Add my name to his list. Though non-FDA-approved and pricey for us, the process was magical. They strapped me to a chair (not really), did the Clockwork Orange thing and flooded my eyes first with riboflavin, then ultraviolet light, intermittently, for a half-hour. Ha! another funny typo, I wrote “ultraviolent.” Well, it could have been, if not in such a controlled, spa-like setting as the practice’s Chevy Chase, Md., suites.

The Green Lantern: Yep, those are my green eyes. And to think my husband-to-be once asked, upon meeting me, "Are those your eyes, or are you wearing colored contacts?" Well, I was at the time, but wearing NO contacts here, and no special effects or photoshopping applied; technician Jordan merely turned off the lights while I stared at hypnotic light. I remind myself of that Disney alien cartoon guy, what's his name? A clue?

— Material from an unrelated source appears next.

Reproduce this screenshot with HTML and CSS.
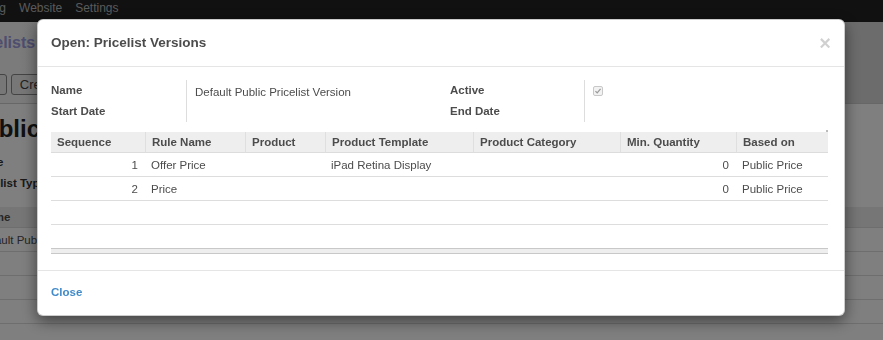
FILE: index.html
```html
<!DOCTYPE html>
<html lang="en">
<head>
    <meta charset="UTF-8">
    <meta name="viewport" content="width=device-width, initial-scale=1.0">
    <title>Pricelists</title>
    <link rel="stylesheet" href="styles.css">
</head>
<body>
    <div class="page">
        <nav class="topbar">
            <ul>
                <li>Reporting</li>
                <li>Website</li>
                <li>Settings</li>
            </ul>
        </nav>

        <div class="control-panel">
            <h2 class="breadcrumb">Pricelists</h2>
            <div class="cp-buttons">
                <button>Import</button>
                <button>Create</button>
            </div>
        </div>

        <div class="sheet">
            <h1>Public Pricelist</h1>
            <div class="sheet-fields">
                <div class="sheet-field">Name</div>
                <div class="sheet-field">Pricelist Type</div>
            </div>
            <table class="sheet-list">
                <thead>
                    <tr><th>Name</th></tr>
                </thead>
                <tbody>
                    <tr><td>Default Public Pricelist Version</td></tr>
                    <tr><td></td></tr>
                    <tr><td></td></tr>
                    <tr><td></td></tr>
                </tbody>
            </table>
        </div>
    </div>

    <div class="backdrop"></div>

    <div class="modal">
        <div class="modal-header">
            <h4 class="modal-title">Open: Pricelist Versions</h4>
            <span class="close">&times;</span>
        </div>

        <div class="modal-body">
            <div class="form-grid">
                <div class="form-label">Name</div>
                <div class="form-value">Default Public Pricelist Version</div>
                <div class="form-label">Active</div>
                <div class="form-value">
                    <span class="checkbox">
                        <svg viewBox="0 0 10 10" width="8" height="8"><path d="M1.8 5.2 L4 7.4 L8.2 2.4" fill="none" stroke="#9a9a9a" stroke-width="1.6"/></svg>
                    </span>
                </div>
                <div class="form-label">Start Date</div>
                <div class="form-value"></div>
                <div class="form-label">End Date</div>
                <div class="form-value"></div>
            </div>

            <div class="list-wrap">
                <table class="list">
                    <colgroup>
                        <col style="width: 94px">
                        <col style="width: 100px">
                        <col style="width: 80px">
                        <col style="width: 148px">
                        <col style="width: 147px">
                        <col style="width: 116px">
                        <col>
                    </colgroup>
                    <thead>
                        <tr>
                            <th>Sequence</th>
                            <th>Rule Name</th>
                            <th>Product</th>
                            <th>Product Template</th>
                            <th>Product Category</th>
                            <th>Min. Quantity</th>
                            <th>Based on</th>
                        </tr>
                    </thead>
                    <tbody>
                        <tr>
                            <td class="num">1</td>
                            <td>Offer Price</td>
                            <td></td>
                            <td>iPad Retina Display</td>
                            <td></td>
                            <td class="num">0</td>
                            <td>Public Price</td>
                        </tr>
                        <tr>
                            <td class="num">2</td>
                            <td>Price</td>
                            <td></td>
                            <td></td>
                            <td></td>
                            <td class="num">0</td>
                            <td>Public Price</td>
                        </tr>
                        <tr><td></td><td></td><td></td><td></td><td></td><td></td><td></td></tr>
                        <tr><td></td><td></td><td></td><td></td><td></td><td></td><td></td></tr>
                    </tbody>
                    <tfoot>
                        <tr><td colspan="7"></td></tr>
                    </tfoot>
                </table>
            </div>
        </div>

        <div class="modal-footer">
            <a class="close-link" href="#">Close</a>
        </div>
    </div>
</body>
</html>
```

FILE: styles.css
```css
* {
    box-sizing: border-box;
}
body {
    margin: 0;
    height: 340px;
    overflow: hidden;
    font-family: "Liberation Sans", Arial, sans-serif;
    font-size: 11.5px;
    color: #4c4c4c;
    background-color: white;
}

/* page behind the dialog */
.topbar {
    height: 22px;
    background-color: #222;
}
.topbar ul {
    list-style: none;
    display: flex;
    gap: 13px;
    margin: 0 0 0 -46px;
    padding: 0;
    font-size: 12px;
    line-height: 16px;
    color: #b4b4b4;
}
.control-panel {
    height: 82px;
    padding-top: 11px;
    border-bottom: 1px solid #cfcfcf;
    background: linear-gradient(to right, #f7f7f7, #d9d9d9 60%);
}
.breadcrumb {
    margin: 0 0 0 -36px;
    font-size: 16px;
    font-weight: bold;
    line-height: 20px;
    color: #9c9ce0;
}
.cp-buttons {
    display: flex;
    gap: 4px;
    margin: 21px 0 0 -48px;
}
.cp-buttons button {
    height: 21px;
    padding: 0 8px;
    font: inherit;
    font-size: 13px;
    color: #444;
    background-color: #efefef;
    border: 1px solid #888;
    border-radius: 3px;
}
.sheet {
    margin-left: -28px;
}
.sheet h1 {
    margin: 10px 0 0 -4px;
    font-size: 24px;
    line-height: 30px;
    color: #222;
}
.sheet-fields {
    margin-top: 8px;
}
.sheet-field {
    line-height: 21px;
    font-weight: bold;
    color: #333;
}
.sheet-list {
    width: 920px;
    margin-top: 13px;
    border-spacing: 0;
}
.sheet-list th {
    height: 21px;
    padding: 0 7px;
    text-align: left;
    background-color: #ececec;
    border-bottom: 1px solid #ddd;
}
.sheet-list td {
    height: 24px;
    padding: 0 5px;
    border-bottom: 1px solid #ddd;
}

/* dialog */
.backdrop {
    position: fixed;
    inset: 0;
    background-color: rgba(0,0,0,0.5);
}
.modal {
    position: fixed;
    top: 19px;
    left: 37px;
    width: 808px;
    background-color: white;
    border: 1px solid rgba(0,0,0,0.2);
    border-radius: 6px;
    box-shadow: 0 5px 15px rgba(0,0,0,0.5);
}
.modal-header {
    display: flex;
    justify-content: space-between;
    align-items: center;
    padding: 15px 13px 15px 13px;
    border-bottom: 1px solid #e5e5e5;
}
.modal-title {
    margin: 0;
    font-size: 13.5px;
    line-height: 16px;
    font-weight: bold;
    color: #4c4c4c;
}
.close {
    font-size: 20px;
    font-weight: bold;
    line-height: 16px;
    color: #000;
    opacity: 0.18;
}
.modal-body {
    padding: 13px 16px 16px 13px;
}
.form-grid {
    display: grid;
    grid-template-columns: 136px 263px 135px 1fr;
    grid-auto-rows: 21px;
}
.form-label {
    font-weight: bold;
    line-height: 21px;
    border-right: 1px solid #ddd;
}
.form-value {
    padding: 2px 0 0 8px;
    line-height: 21px;
}
.checkbox {
    display: inline-flex;
    align-items: center;
    justify-content: center;
    width: 10px;
    height: 10px;
    margin-top: 4px;
    vertical-align: top;
    background-color: #f2f2f2;
    border: 1px solid #c8c8c8;
    border-radius: 2px;
}
.list-wrap {
    position: relative;
    margin-top: 10px;
}
.list-wrap:after {
    content: "";
    position: absolute;
    top: -2px;
    right: 0;
    width: 2px;
    height: 2px;
    background-color: #bbb;
}
.list {
    width: 100%;
    table-layout: fixed;
    border-spacing: 0;
}
.list th {
    height: 21px;
    padding: 0 6px;
    text-align: left;
    font-weight: bold;
    white-space: nowrap;
    overflow: hidden;
    background-color: #eee;
    border-bottom: 1px solid #dcdcdc;
}
.list th + th {
    border-left: 1px solid #dfdfdf;
}
.list td {
    height: 24px;
    padding: 0 6px;
    white-space: nowrap;
    border-bottom: 1px solid #ddd;
}
.list td.num {
    text-align: right;
    padding-right: 7px;
}
.list tbody tr:last-child td {
    border-bottom-color: #c8c8c8;
}
.list tfoot td {
    height: 5px;
    padding: 0;
    background-color: #eee;
    border-bottom: 1px solid #c8c8c8;
}
.modal-footer {
    padding: 14px 13px 15px;
    border-top: 1px solid #e5e5e5;
}
.close-link {
    font-weight: bold;
    line-height: 15px;
    color: #428bca;
    text-decoration: none;
}
```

My vision has improved at an astounding rate, as my eyes busily produce collagen, all on their own, inspired by that gorgeous purple light that I miss, like an old lover. I’ve been three months now without contacts. Oh! Forgot to mention that rigid lenses custom-fit to the topography of the eye are the only type that do us keratoconus patients any good, like a push-up bra, or corneal prosthesis. As I struggle through my eyes’ “regeneration,” wearing multiple pairs of glasses — often at once — just to get through routines most people take for granted (reading laundry-care instructions pops to mind, as does hunting and gathering at the mega-supermarket, a not-at-all-fun fun house), I’m feeling rather miraculous myself. Given I could not even make out the giant “E” before, unassisted, and am now LEGALLY, carefully driving. Nighttime is a trip. I think they accidentally gave me a superpower: night vision

From Precision Vision website.

(Which reminds me of a funny story: When my youngest daughter, then about 5 or 6, had her first official vision test and was asked to read a line, let’s say, “F E L O P Z D,” she sounded it out as Felopzd! then declared, punitively, ‘That’s not a word!” When asked to read the last line, I swear, she read: “Uhhh … there’s a little dot and then it says “Copyright 1992 Snellen Laboratories,” or whatever it was. We were all laughing so hard I can’t remember. She is now a linguistics major in her last year at Northwestern University and a Scrabble master, with every two-letter word memorized.)

But enough about her. Back to me. I am pleased to broadcast: At my checkup last Thursday, I was told I could get back into contacts, just in time to watch the finale of So You Think You Can Dance. Peach-mango shots, anyone?